Running Resolution via API
Batch resolution can be triggered programmatically through the REST API. This is useful for teams that want to run resolution on a schedule or immediately after a large document ingestion. The resolution endpoint starts an asynchronous run that processes all unresolved field occurrences against the registry. You can check the resolution status endpoint to monitor how many fields remain unresolved and track progress over time.
curl -X POST https://api.talonic.com/v1/schemas/resolution/run \
-H "Authorization: Bearer $TALONIC_API_KEY"curl https://api.talonic.com/v1/schemas/resolution/status \
-H "Authorization: Bearer $TALONIC_API_KEY"{
"unresolved_count": 14,
"total_occurrences": 1847,
"pending_confirmations": 6,
"last_run_at": "2026-05-07T09:00:00Z"
}For best results, process pending confirmations promptly after each resolution run. Unconfirmed fields in the confirm band (0.50-0.79 similarity) remain in a pending state that can affect downstream extraction accuracy. Confirming correct matches strengthens the cluster and improves future resolution, while rejecting incorrect matches prevents bad data from propagating through the knowledge graph. Teams that review confirmations weekly typically see their auto-band match rate increase steadily over the first few months of platform usage.
The resolution system operates concurrently across documents with strict isolation guarantees. Each document's fields are resolved in an independent transaction, and occurrence counts are updated atomically using SQL upserts with a 3-attempt deadlock retry mechanism. This design means resolution can run on hundreds of documents simultaneously without lock contention or data inconsistency. The system is eventually consistent — all occurrence counts converge to the correct values even under high concurrent load.

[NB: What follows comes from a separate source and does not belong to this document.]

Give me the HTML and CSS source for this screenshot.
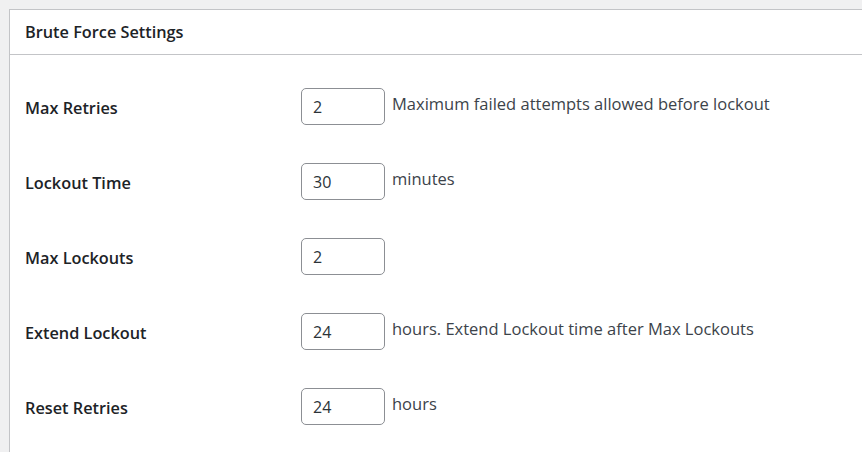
FILE: index.html
```html
<!DOCTYPE html>
<html>
<head>
<meta charset="utf-8">
<link rel="stylesheet" href="styles.css">
</head>
<body>
<div class="panel">
  <div class="panel-header"><h2 class="panel-title">Brute Force Settings</h2></div>
  <div class="panel-body">
    <div class="row">
      <label class="label">Max Retries</label>
      <div class="field"><input class="num" type="text" value="2"><span class="desc">Maximum failed attempts allowed before lockout</span></div>
    </div>
    <div class="row">
      <label class="label">Lockout Time</label>
      <div class="field"><input class="num" type="text" value="30"><span class="desc">minutes</span></div>
    </div>
    <div class="row">
      <label class="label">Max Lockouts</label>
      <div class="field"><input class="num" type="text" value="2"></div>
    </div>
    <div class="row">
      <label class="label">Extend Lockout</label>
      <div class="field"><input class="num" type="text" value="24"><span class="desc">hours. Extend Lockout time after Max Lockouts</span></div>
    </div>
    <div class="row">
      <label class="label">Reset Retries</label>
      <div class="field"><input class="num" type="text" value="24"><span class="desc">hours</span></div>
    </div>
  </div>
</div>
</body>
</html>
```
FILE: styles.css
```css
html, body {
  margin: 0;
  padding: 0;
  background: #f0f0f1;
  font-family: "Open Sans", "Noto Sans", sans-serif;
  color: #1d2327;
}
body {
  padding: 9px 0 0 9px;
  height: 452px;
  box-sizing: border-box;
  overflow: hidden;
}
.panel {
  background: #fff;
  border: 1px solid #c3c4c7;
  border-right: none;
  min-height: 460px;
}
.panel-header {
  height: 44px;
  border-bottom: 1px solid #c3c4c7;
  display: flex;
  align-items: center;
  padding-left: 15px;
}
.panel-title {
  margin: 0;
  font-size: 16.3px;
  font-weight: 600;
  color: #1d2327;
}
.panel-body {
  padding: 14px 0 0 15px;
}
.row {
  display: grid;
  grid-template-columns: 276px 1fr;
  align-items: center;
  padding: 19px 0 19px;
}
.label {
  font-size: 16.3px;
  font-weight: 600;
  color: #1d2327;
  padding-top: 2px;
}
.field {
  display: flex;
  align-items: center;
}
.num {
  box-sizing: border-box;
  width: 84px;
  height: 37px;
  border: 1px solid #8c8f94;
  border-radius: 5px;
  padding: 0 11px;
  font-family: inherit;
  font-size: 16px;
  color: #2c3338;
  background: #fff;
  margin: 0;
  outline: none;
}
.desc {
  margin-left: 7px;
  font-size: 16.5px;
  color: #3c434a;
  margin-top: -6px;
}
```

After each resolution batch, a fixed chain of operations runs automatically: first tier promotion evaluation, then affected schema regeneration, and finally cross-schema view updates. This chain ensures that newly promoted fields immediately appear in auto-generated schemas and that the cross-schema harmonization view stays current. The chain is never interrupted — if promotion detects new Tier 2 fields, the downstream regeneration and view update steps run as part of the same workflow.